English jazz-pop singer (born 1988)

Victoria Hart (born 25 November 1988) is a California-born English jazz-pop singer.

==Career==
===Early years===
Hart studied vocals at London music school Vocaltech (Part of Tech Music Schools). She attended an International School in Mougins and finished her GCSEs in the summer of 2004. Having finished school and exams for the summer, she sang jazz to friends and family.

At age 15, while living with her parents in France, she was heard singing at a party in a vineyard by producer Geoff Gurd, who was so impressed he took her under his wing and began recording her.

Shortly afterward Hart recorded for the first time at Gurd's recording studio. Gurd has written several songs specifically for Hart. Hart, Gurd and Lynne Pearson formed a team of singer, writer/producer and manager who, together with a promotional team, developed Hart's debut album released in June 2007.

In May 2006 she performed at the Cannes Film Festival, Alex Proud heard Hart perform at the Pangea Club and later invited her to sing at the opening night of his new bar and gallery in London, At Proud. The audience included journalists and club owners and from this she was asked to perform at The Pigalle Club, in Piccadilly in London. Hart supported the Blue Harlem group.

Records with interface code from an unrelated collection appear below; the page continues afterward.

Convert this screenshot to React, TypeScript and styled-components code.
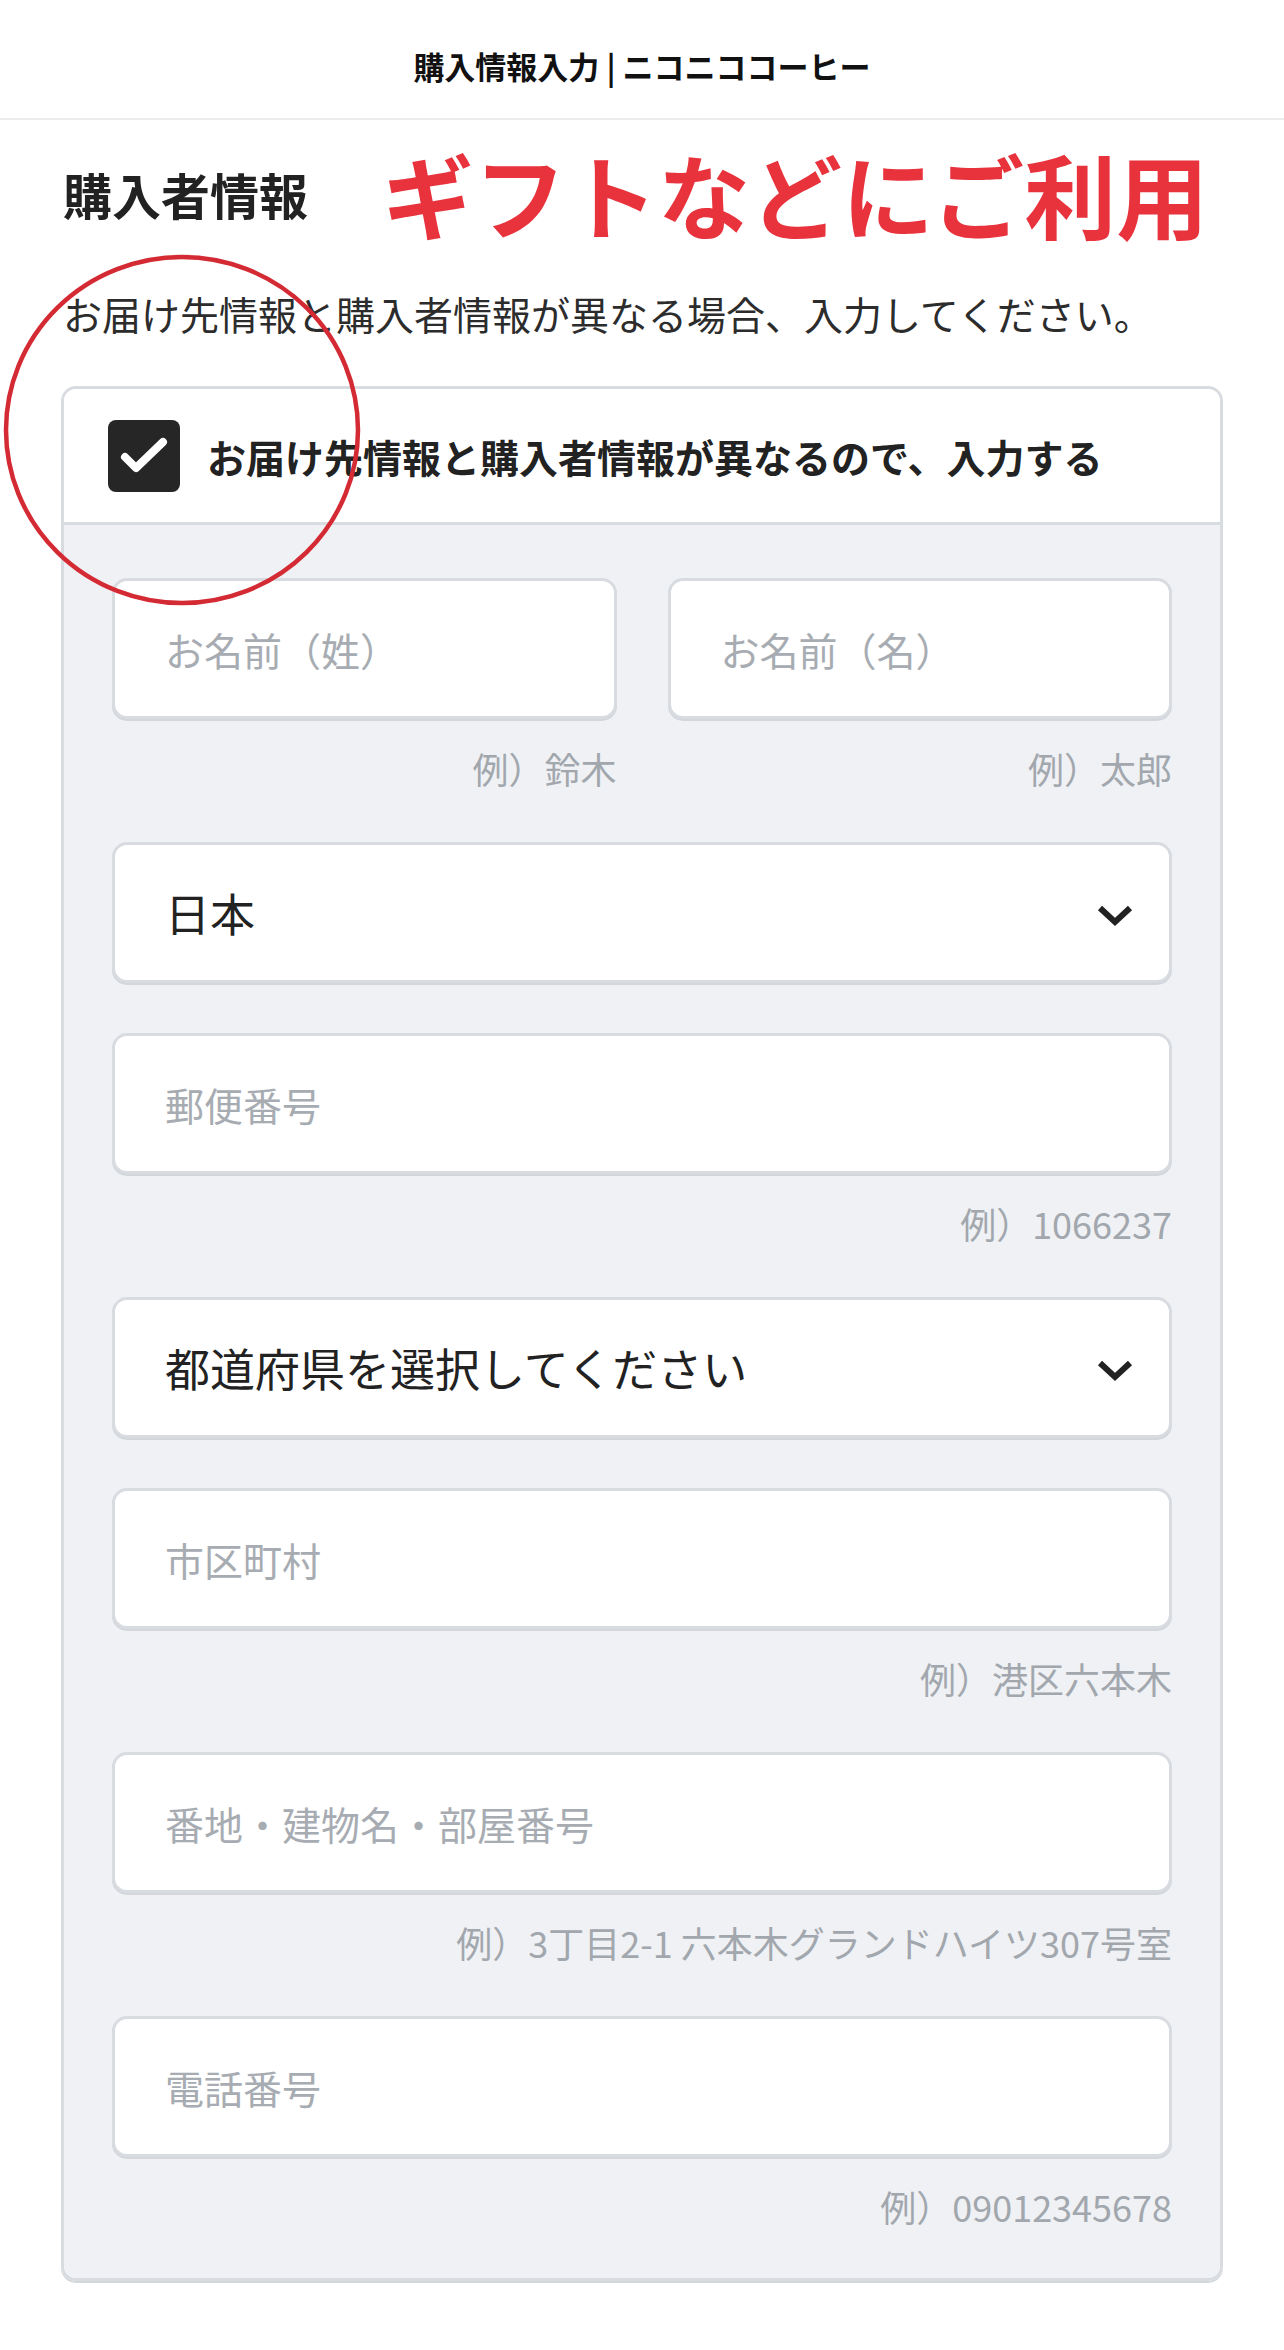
import React from 'react';
import styled, { createGlobalStyle } from 'styled-components';

const GlobalStyle = createGlobalStyle`
  body {
    margin: 0;
    background: #ffffff;
    font-family: "Noto Sans CJK JP", "Noto Sans", sans-serif;
    color: #222222;
  }
`;

const Page = styled.div`
  position: relative;
  width: 1284px;
  min-height: 2350px;
`;

const Header = styled.header`
  height: 120px;
  padding-top: 12px;
  box-sizing: border-box;
  border-bottom: 2px solid #ececec;
  display: flex;
  align-items: center;
  justify-content: center;
`;

const HeaderTitle = styled.h1`
  margin: 0;
  font-size: 31px;
  font-weight: 700;
  color: #111111;
`;

const Main = styled.main`
  padding: 0 61px;
`;

const HeadingRow = styled.div`
  margin-top: 23px;
  height: 100px;
  display: flex;
  align-items: center;
  gap: 74px;
`;

const Heading = styled.h2`
  margin: 0 0 0 2px;
  font-size: 49px;
  font-weight: 700;
  color: #222222;
`;

const GiftNote = styled.span`
  font-size: 92px;
  font-weight: 700;
  color: #e8333d;
  line-height: 1;
`;

const Description = styled.p`
  margin: 43px 0 0 2px;
  font-size: 39px;
  line-height: 54px;
  color: #2c2c2c;
`;

const Card = styled.section`
  margin-top: 46px;
  border: 3px solid #d8dce1;
  border-radius: 15px;
  overflow: hidden;
  box-shadow: 0 2px 0 #d3d7dc;
`;

const CheckRow = styled.label`
  height: 133px;
  display: flex;
  align-items: center;
  gap: 27px;
  padding-left: 44px;
  background: #ffffff;
  border-bottom: 3px solid #d8dce1;
`;

const CheckBox = styled.span`
  width: 72px;
  height: 72px;
  border-radius: 8px;
  background: #262626;
  display: flex;
  align-items: center;
  justify-content: center;
`;

const CheckLabel = styled.span`
  font-size: 39px;
  font-weight: 700;
  color: #222222;
`;

const FormBody = styled.div`
  background: #eff1f4;
  padding: 53px 48px 48px;
  display: flex;
  flex-direction: column;
  gap: 50px;
`;

const NameRow = styled.div`
  display: grid;
  grid-template-columns: 1fr 1fr;
  gap: 51px;
`;

const Group = styled.div`
  display: flex;
  flex-direction: column;
`;

const fieldBox = `
  width: 100%;
  height: 141px;
  box-sizing: border-box;
  border: 3px solid #d8dce1;
  border-radius: 15px;
  background: #ffffff;
  box-shadow: 0 2px 0 #d3d7dc;
`;

const TextField = styled.input`
  ${fieldBox}
  padding: 0 50px;
  font-family: inherit;
  font-size: 39px;
  color: #222222;
  outline: none;

  &::placeholder {
    color: #a7acb2;
  }
`;

const SelectField = styled.div`
  ${fieldBox}
  display: flex;
  align-items: center;
  justify-content: space-between;
  padding: 0 36px 0 50px;
  font-size: 45px;
  color: #222222;
`;

const Hint = styled.div`
  margin-top: 25px;
  line-height: 48px;
  font-size: 36px;
  color: #a2a7ae;
  text-align: right;
`;

const Circle = styled.svg`
  position: absolute;
  left: 2px;
  top: 253px;
  pointer-events: none;
`;

const Chevron = () => (
  <svg width="36" height="22" viewBox="0 0 36 22" style={{ marginTop: 6 }}>
    <path d="M3 3 L18 17 L33 3" fill="none" stroke="#222" strokeWidth="6" strokeLinejoin="miter" />
  </svg>
);

const CheckMark = () => (
  <svg width="72" height="72" viewBox="0 0 72 72">
    <path d="M17 37 L28 48 L55 22" fill="none" stroke="#fff" strokeWidth="8" strokeLinecap="round" strokeLinejoin="round" />
  </svg>
);

type FieldProps = {
  placeholder: string,
  hint?: string,
}

const Field = ({ placeholder, hint }: FieldProps) => (
  <Group>
    <TextField placeholder={placeholder} />
    {hint && <Hint>{hint}</Hint>}
  </Group>
);

const App = () => {
  return (
    <Page>
      <GlobalStyle />
      <Header>
        <HeaderTitle>購入情報入力 | ニコニココーヒー</HeaderTitle>
      </Header>
      <Main>
        <HeadingRow>
          <Heading>購入者情報</Heading>
          <GiftNote>ギフトなどにご利用</GiftNote>
        </HeadingRow>
        <Description>お届け先情報と購入者情報が異なる場合、入力してください。</Description>
        <Card>
          <CheckRow>
            <CheckBox><CheckMark /></CheckBox>
            <CheckLabel>お届け先情報と購入者情報が異なるので、入力する</CheckLabel>
          </CheckRow>
          <FormBody>
            <NameRow>
              <Field placeholder="お名前（姓）" hint="例）鈴木" />
              <Field placeholder="お名前（名）" hint="例）太郎" />
            </NameRow>
            <SelectField>
              <span>日本</span>
              <Chevron />
            </SelectField>
            <Field placeholder="郵便番号" hint="例）1066237" />
            <SelectField>
              <span>都道府県を選択してください</span>
              <Chevron />
            </SelectField>
            <Field placeholder="市区町村" hint="例）港区六本木" />
            <Field placeholder="番地・建物名・部屋番号" hint="例）3丁目2-1 六本木グランドハイツ307号室" />
            <Field placeholder="電話番号" hint="例）09012345678" />
          </FormBody>
        </Card>
      </Main>
      <Circle width="360" height="354" viewBox="0 0 360 354">
        <ellipse cx="180" cy="177" rx="176" ry="173" fill="none" stroke="#d42a33" strokeWidth="4.5" />
      </Circle>
    </Page>
  );
};

export default App;
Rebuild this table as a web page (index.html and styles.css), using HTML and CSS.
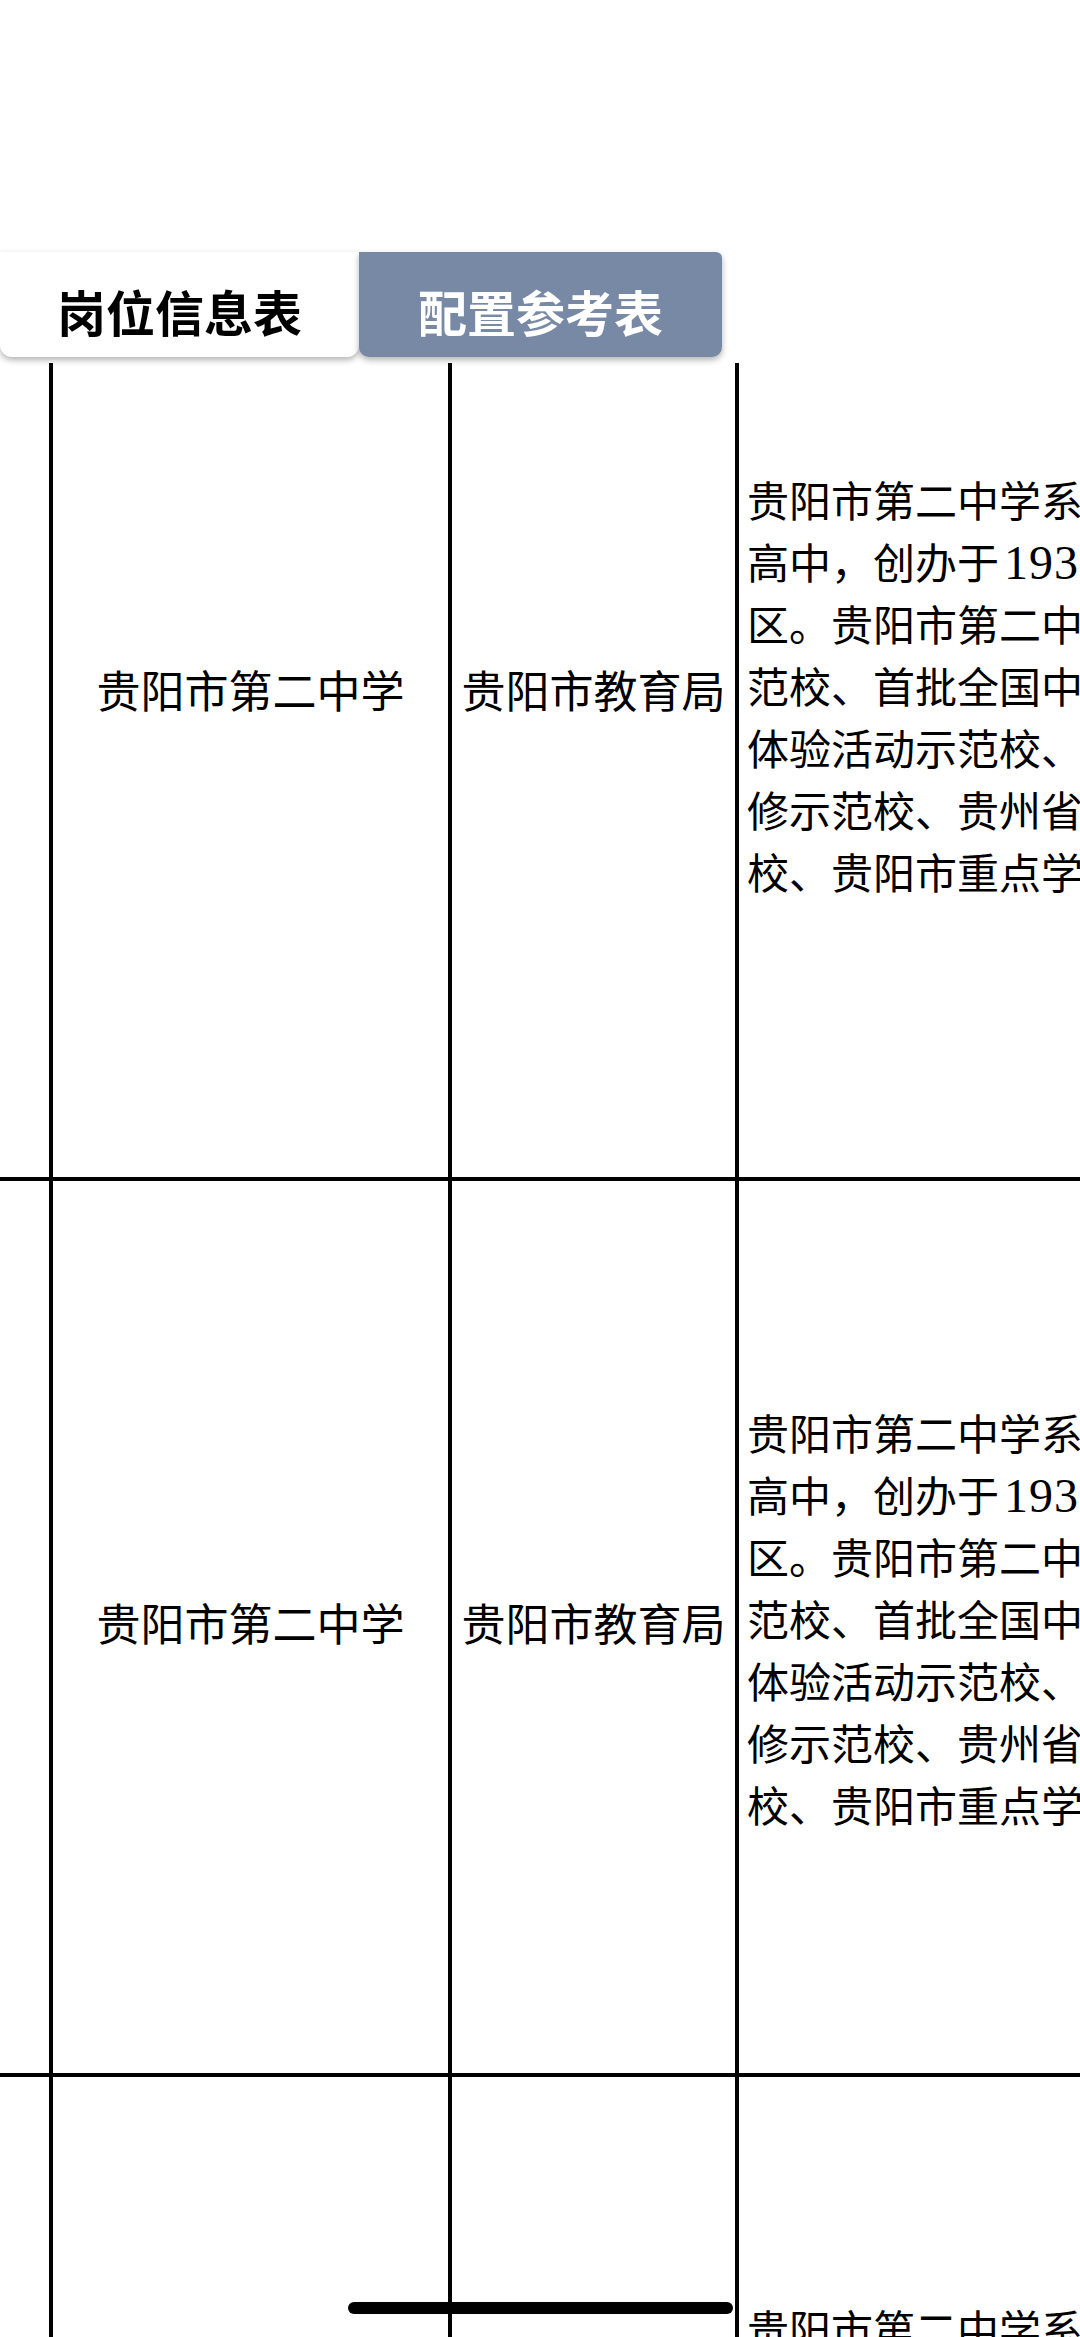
FILE: index.html
```html
<!DOCTYPE html>
<html lang="zh-CN">
<head>
<meta charset="utf-8">
<title>岗位信息表</title>
<link rel="stylesheet" href="styles.css">
</head>
<body>
<div class="page">
  <div class="status"></div>
  <nav class="tabs">
    <div class="tab tab-active">岗位信息表</div>
    <div class="tab tab-alt">配置参考表</div>
  </nav>
  <div class="table-viewport">
    <div class="table">
      <div class="row row-first">
        <div class="cell cell-idx"></div>
        <div class="cell cell-name">贵阳市第二中学</div>
        <div class="cell cell-dept">贵阳市教育局</div>
        <div class="cell cell-desc">
          <div class="desc">
            <p>贵阳市第二中学系贵州省首批省级示范性普通</p>
            <p>高中，创办于<span class="num">1939</span>年，位于贵阳市云岩区中心城</p>
            <p>区。贵阳市第二中学是全国现代教育技术实验示</p>
            <p>范校、首批全国中小学中华优秀文化艺术传承学</p>
            <p>体验活动示范校、全国青少年校园足球特色学校、</p>
            <p>修示范校、贵州省文明校园、贵州省一类示范性学</p>
            <p>校、贵阳市重点学校。</p>
          </div>
        </div>
      </div>
      <div class="row">
        <div class="cell cell-idx"></div>
        <div class="cell cell-name">贵阳市第二中学</div>
        <div class="cell cell-dept">贵阳市教育局</div>
        <div class="cell cell-desc">
          <div class="desc">
            <p>贵阳市第二中学系贵州省首批省级示范性普通</p>
            <p>高中，创办于<span class="num">1939</span>年，位于贵阳市云岩区中心城</p>
            <p>区。贵阳市第二中学是全国现代教育技术实验示</p>
            <p>范校、首批全国中小学中华优秀文化艺术传承学</p>
            <p>体验活动示范校、全国青少年校园足球特色学校、</p>
            <p>修示范校、贵州省文明校园、贵州省一类示范性学</p>
            <p>校、贵阳市重点学校。</p>
          </div>
        </div>
      </div>
      <div class="row">
        <div class="cell cell-idx"></div>
        <div class="cell cell-name">贵阳市第二中学</div>
        <div class="cell cell-dept">贵阳市教育局</div>
        <div class="cell cell-desc">
          <div class="desc">
            <p>贵阳市第二中学系贵州省首批省级示范性普通</p>
            <p>高中，创办于<span class="num">1939</span>年，位于贵阳市云岩区中心城</p>
            <p>区。贵阳市第二中学是全国现代教育技术实验示</p>
            <p>范校、首批全国中小学中华优秀文化艺术传承学</p>
            <p>体验活动示范校、全国青少年校园足球特色学校、</p>
            <p>修示范校、贵州省文明校园、贵州省一类示范性学</p>
            <p>校、贵阳市重点学校。</p>
          </div>
        </div>
      </div>
    </div>
  </div>
</div>
<div class="home-indicator"></div>
</body>
</html>
```

FILE: styles.css
```css
html, body {
  margin: 0;
  padding: 0;
  overflow: hidden;
  background: #ffffff;
}

body {
  width: 1080px;
  height: 2337px;
  font-family: "Liberation Serif", "Noto Sans CJK SC", sans-serif;
  color: #000000;
}

.page {
  width: 1080px;
  height: 2337px;
  overflow: hidden;
}

.status {
  height: 252px;
}

.tabs {
  display: flex;
  height: 105px;
  position: relative;
  z-index: 2;
}

.tab {
  display: flex;
  align-items: center;
  justify-content: center;
  box-sizing: border-box;
  padding-top: 12px;
  font-family: "Noto Sans CJK SC", sans-serif;
  font-weight: 700;
  font-size: 49px;
  line-height: 1;
  box-shadow: 0 3px 6px rgba(0, 0, 0, 0.3);
}

.tab-active {
  width: 359px;
  background: #ffffff;
  color: #000000;
  border-radius: 0 0 12px 12px;
}

.tab-alt {
  width: 363px;
  background: #7889a5;
  color: #ffffff;
  border-radius: 0 6px 10px 10px;
}

.table-viewport {
  margin-top: 6px;
  height: 1974px;
  overflow: hidden;
}

.table {
  margin-top: -152px;
  width: 1640px;
}

.row {
  display: flex;
  height: 892px;
  border-bottom: 4px solid #000000;
}

.row-first {
  height: 966px;
}

.cell {
  display: flex;
  align-items: center;
  box-sizing: border-box;
  flex-shrink: 0;
}

.cell-idx {
  width: 49px;
}

.cell-name,
.cell-dept {
  justify-content: center;
  border-left: 4px solid #000000;
  font-size: 44px;
  line-height: 1.3;
  white-space: nowrap;
}

.cell-name {
  width: 399px;
}

.cell-dept {
  width: 287px;
}

.cell-desc {
  width: 900px;
  border-left: 4px solid #000000;
  padding-left: 8px;
  padding-bottom: 10px;
  font-size: 42px;
  line-height: 62px;
}

.desc p {
  margin: 0;
  white-space: nowrap;
}

.num {
  font-size: 48px;
  line-height: 1;
  letter-spacing: 1px;
  margin-left: 5px;
}

.home-indicator {
  position: fixed;
  left: 348px;
  top: 2302px;
  width: 385px;
  height: 12px;
  border-radius: 6px;
  background: #000000;
  z-index: 5;
}
```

In 2007, while working as a singing waitress at the Naked Turtle restaurant in London, the 18-year-old Hart was invited to perform for a benefit party during the Cannes Film Festival hosted by George Clooney and other stars, including Brad Pitt. The story was a press sensation and not soon after Hart had signed a purportedly $1m contract with Decca Records. This led to the "singing waitress" nickname.

Her debut album Whatever Happened to Romance was released on 30 June 2007 and peaked at the number 22 position on the Billboard Top Jazz Album list. On 27 October 2008 she released The Lost Gershwin, an album of lesser-known songs by George Gershwin. The string quartet Pavao provides backup.

===Touring and live appearances===
In July 2007, Hart performed at the three-day jazz festival at Woburn.

On 1 June 2008, Hart performed at the Southport International Jazz Festival.

During June and July 2008, Hart appeared as the special guest of tenor Russell Watson on his United Kingdom tour. She performed two songs solo and one duet with Watson.

She also performed live on The Today Show on 5 July 2008.

In December 2008, Hart made an impromptu guest appearance with the Guards Big Band at a Super Busking gig in London's Covent Garden as part of Covent Garden's Christmas Delight celebrations. The performance took place in-sync with a visual light display by United Visual Artists in aid of homeless charity Crisis.

In 2009, Hart performed before British troops in Afghanistan.

In February 2010, Hart appeared at the King's Head Theatre, Islington, as a guest artist in Taboo-Be-Do! Hits and Misses from the Politically Incorrect Songbook, a show compiled and performed by Terence Blacker and Derek Hewitson of the duo Something Happened. The show was performed at festivals, including the Hay Festival, and the Aldeburgh Literary Festival.

== Musical style ==
Her style has been described as a "renaissance of all things kitsch and fabulously forties", while Decca music mogul Mark Cavell hailed her as, "the Lily Allen of Jazz and if she's good enough for George and Brad she's good enough for Decca." Her musical hero is Ella Fitzgerald.